WeBWorK Main Forum

UTF8, LTI, and All That (2.15?)

Re: UTF8, LTI, and All That (2.15?)

by Nathan Wallach -
Number of replies: 0
Dear Wesley,

I cannot say that I have checked all the implementation details, but on my systems (running what was a pre-release version of 2.15 with various local patches) LTI authentication (and automatic account creation) works with UTF-8 (Hebrew) characters in student names (coming from our local Moodle system). I cannot think of any good reason that any other valid use of UTF-8 strings in LTI data would fail when it works for Hebrew.

As explained below, I suspect that there is a possibility that the problem is that the LTI data arriving on your WW server is not really valid in the sense of all strings LTI/OAuth need to process being encoded as valid UTF-8. If that is the problem, then the problem is on the LMS side rather than on the WW side.

In my opinion, it would be wise to try to check what "raw" request data is arriving (before any UTF-8 decoding is done), and what changes are made along the way. It would be necessary to "report" the raw form data very early on in the process before any decoding is done. The first idea I have for how you can get this "raw" data would be to add temporary debugging code to mutable_param()  in lib/WeBWorK/Request.pm just before and after the "decode_utf8()" to store the raw" data somewhere for review.  Such careful debugging might provide an indication of why problems are occurring, and whether the issue is really on the WW side, or if the LMS is sending "flaky" data of some sort.

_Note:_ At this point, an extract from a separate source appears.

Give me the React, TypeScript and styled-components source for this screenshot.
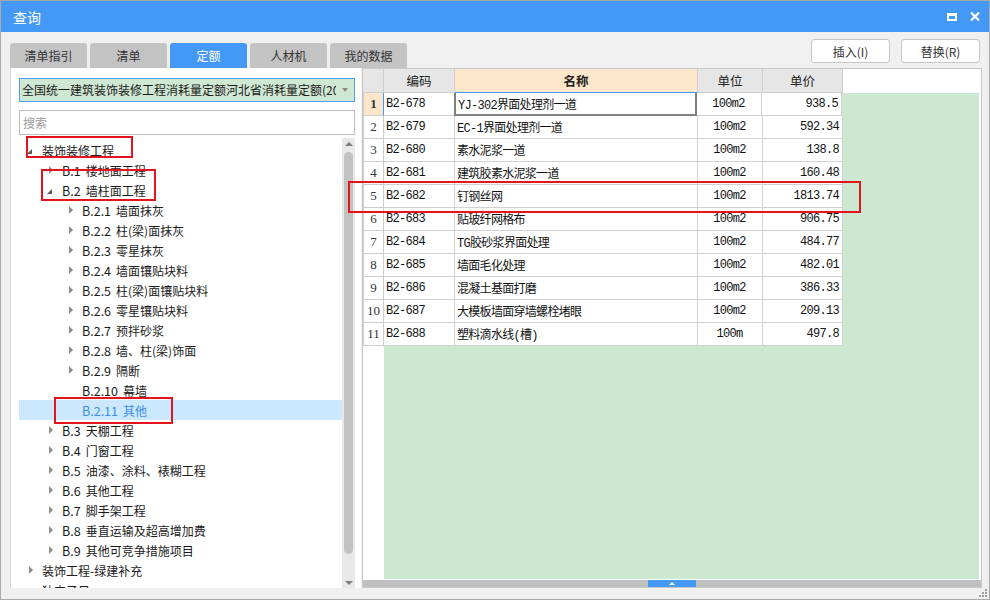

Some history and guesses about what may be happening:

When I originally wrote the patch, my assumption was that the versions of WW before UTF-8 support was added were having trouble as the input was actually arriving as UTF-8 encoded data but was not being "decoded". Plain ASCII strings using only 7-bit characters are all considered valid also as UTF-8, which is why things work for "Latin1" only names, etc.

The patch I had proposed was intended to catch exactly the cases where the OAuth code would issue the multi-byte error message, and to run the "missing" decode step which was not in WW 2.14 and earlier.

Since things work without the patch in WW 2.15 (versions of WW with the UTF-8 support added) - the pull request in https://github.com/openwebwork/webwork2/pull/931 was closed, as these versions of WW seems to be able to process valid UTF-8 strings in the LTI data properly, and there was little interest/help in trying to test the proposed patch for older versions of WW. My understanding when the patch was set aside was that in WW 2.15 things are working properly as apparently all relevant request data was undergoing a "decode" from UTF-8 into Perl's internal character format. That apparently happens using Encode::decode_utf8() in the mutable_param() method defined in lib/WeBWorK/Request.pm. The Perl documentation (see https://perldoc.perl.org/Encode.html and search for "decode_utf8") notes that using Encode::decode_utf8() is not an "ideal" approach to decoding UTF-8 text, as it can fail:

Equivalent to $string = decode("utf8", $octets [, CHECK]) . The sequence of octets represented by $octets is decoded from (loose, not strict) utf8 into a sequence of logical characters. Because not all sequences of octets are valid not strict utf8, it is quite possible for this function to fail. For CHECK, see Handling Malformed Data.

WARNING: do not use this function for data exchange as it can produce $string with not strict utf8 representation! For strictly valid UTF-8 $string representation use $string = decode("UTF-8", $octets [, CHECK]) .

Since you are encountering problems, one likely possibility is that the call to Encode::decode_utf8() is misbehaving as the input received in the LTI request is not really a valid UTF-8 encoded string. Using the $string = decode("UTF-8", $octets [, CHECK])  approach which is supposed to provide strictly valid UTF-8 output is likely not to work better - as the failure is related to invalid input - so the decoded data from the alternate approach would still not match what the LMS signed in the LTI data. A second possibility is that the input WW receives was encoded twice (and only decoded once).

My guess is that the most likely cause would be the LMS using an 8-bit character set to send the name, and including characters with high-order bits set in a manner which cannot be decoded as valid UTF-8 so hitting a case where Encode::decode_utf8() is "known to fail" and leading to Perl's OAuth code receiving a string which triggers the multi-byte character warning message (has high-order buts set but not marked as being utf8). If my suspicion that the LMS is sending invalid UTF-8 and is instead sending 8-bit accented characters, then the patch I had once proposed would not help overcome the problem. If that is the case - the real problem is on the LMS side and not on the WW side.

Testing the patch I had once written would help determine whether it helps or not. If it fixes the problems for the student with an umlaut accented character in her name (something of which I am now somewhat skeptical), and does not cause problems for other students - it can certainly be considered for inclusion in WW in the future. However, if it helps with WW 2.15,  and an "additional" decode fixes your problem - it still probably indicates that the LMS is not doing something properly.